There may be “something profoundly affecting in large masses of men following the lead of those who do not believe in men,” as Walt Whitman said in his poem “Thought,” but the hard-nosed realpolitik types of Eisenhower’s allusion are not in that following. (If Trump was Dick Cheney—well, maybe there would be more interest.)
The twentieth century left a bad taste in the mouth with Mussolini and Hitler, over-the-top compulsive showmen. (I don’t include Franco or Stalin with that sort of fascism. Franco was a throwback to medieval Catholicism, and Stalin was a proletarian czar.) Donald Trump, if he resembles any of these characters, is a wet-noodle Mussolini. Hitler was psychotic. He’s a case all on his own. But Mussolini was a street brawler, while Trump is all talk, posture, and bluff.

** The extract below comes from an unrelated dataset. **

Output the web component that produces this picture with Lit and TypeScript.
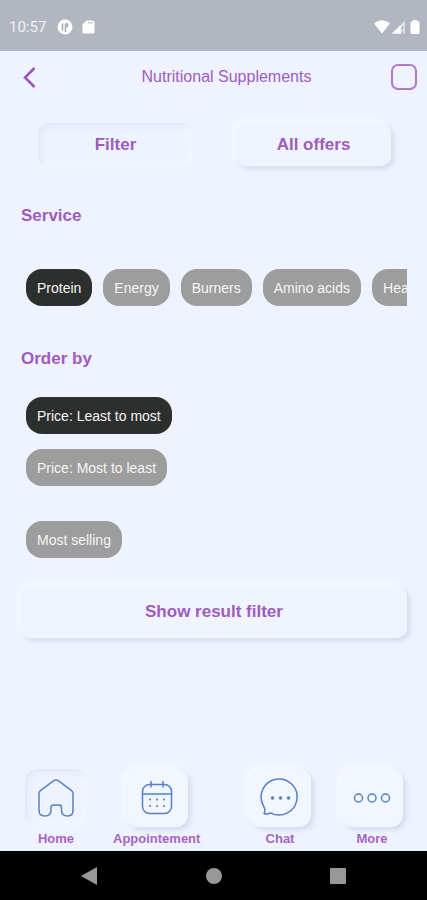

But there really are “leaders” who belong in the circus as lion tamer, sword swallower, sideshow barker, and ring master—that irrepressible P. T. Barnum impulse that pops up occasionally in the gene pool. Trump is a tycoon circus barker. He craves the limelight. He’s a world-class showman. But he’s not a serious candidate for a coup master. He may be crude and even nasty, but he’s not a mafia hitman.
There may be a coup in the not-so-distant future as civilization steadily cracks up and Ike’s military-industrial complex seizes temporary control, but we’re not there yet. And a coup can be prevented if red and blue can learn to be chummy in the park. That’s the key to a democratic future.